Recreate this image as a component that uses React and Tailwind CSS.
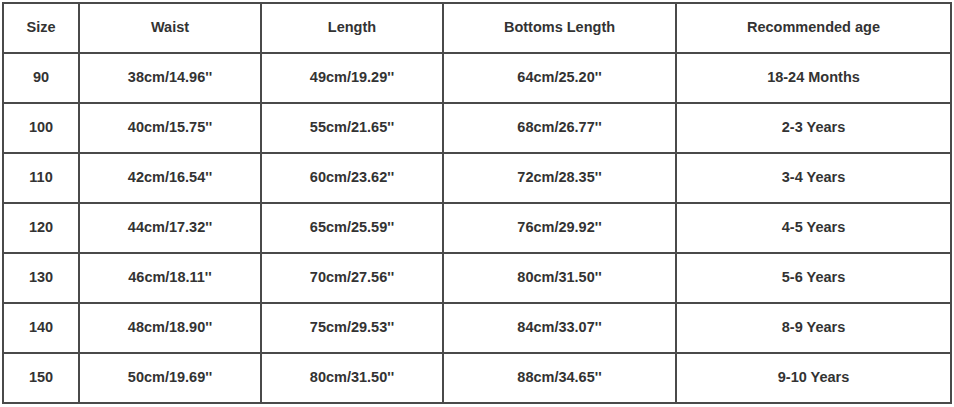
const headers = ["Size", "Waist", "Length", "Bottoms Length", "Recommended age"];

const rows = [
  ["90", "38cm/14.96''", "49cm/19.29''", "64cm/25.20''", "18-24 Months"],
  ["100", "40cm/15.75''", "55cm/21.65''", "68cm/26.77''", "2-3 Years"],
  ["110", "42cm/16.54''", "60cm/23.62''", "72cm/28.35''", "3-4 Years"],
  ["120", "44cm/17.32''", "65cm/25.59''", "76cm/29.92''", "4-5 Years"],
  ["130", "46cm/18.11''", "70cm/27.56''", "80cm/31.50''", "5-6 Years"],
  ["140", "48cm/18.90''", "75cm/29.53''", "84cm/33.07''", "8-9 Years"],
  ["150", "50cm/19.69''", "80cm/31.50''", "88cm/34.65''", "9-10 Years"],
];

function Cell({ children }) {
  return (
    <div className="h-[50px] flex items-center justify-center border-r-2 border-b-2 border-[#4a4a4a]">
      {children}
    </div>
  );
}

export default function App() {
  return (
    <div className="w-[954px] h-[407px] bg-white pt-[2px] pl-[2px]" style={{ fontFamily: '"Liberation Sans", Arial, sans-serif' }}>
      <div className="grid grid-cols-[76px_182px_182px_233px_275px] w-fit border-l-2 border-t-2 border-[#4a4a4a] text-[14.5px] font-bold text-[#333]">
        {headers.map((h) => (
          <Cell key={h}>{h}</Cell>
        ))}
        {rows.map((r) =>
          r.map((v, i) => <Cell key={r[0] + "-" + i}>{v}</Cell>)
        )}
      </div>
    </div>
  );
}
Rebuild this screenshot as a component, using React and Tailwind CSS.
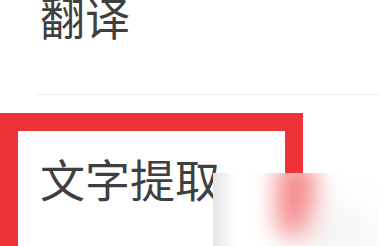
import React from 'react';

const font = { fontFamily: '"Noto Sans CJK SC", "Noto Sans", sans-serif' };

export default function App() {
  return (
    <div className="relative w-[379px] h-[246px] overflow-hidden bg-white" style={font}>
      <div className="flex flex-col">
        {/* previous menu item */}
        <div className="-mt-[6px] pl-[40px] text-[45px] leading-none text-[#3f3f3f]">翻译</div>
        <div className="mt-[55px] h-px ml-[37px] bg-[#efefef]" />

        {/* highlighted item */}
        <div className="mt-[18px] w-[303px] h-[200px] border-[18px] border-[#ee3338] pl-[22px] pt-[25px]">
          <div className="text-[45px] leading-none text-[#3f3f3f]">文字提取</div>
        </div>
      </div>

      {/* blurred watermark patch */}
      <div className="absolute left-[213px] top-[173px] right-0 bottom-0 bg-white overflow-hidden">
        <div className="absolute left-0 top-0 bottom-0 w-[22px] bg-gradient-to-r from-[#d8d8d8]/70 to-transparent" />
        <div className="absolute left-[64px] -top-[10px] bottom-[10px] w-[38px] rounded-[14px] bg-[#ee3338]/60 blur-md" />
        <div className="absolute right-0 top-[30px] w-[80px] h-[60px] rounded-full bg-[#eeeeee]/60 blur-lg" />
      </div>
    </div>
  );
}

§ **Directions for this task**
Which lines hold the string "component"? List them all.

§ **Full answer**
Recreate this image as a component that uses React and Tailwind CSS.
Rebuild this screenshot as a component, using React and Tailwind CSS.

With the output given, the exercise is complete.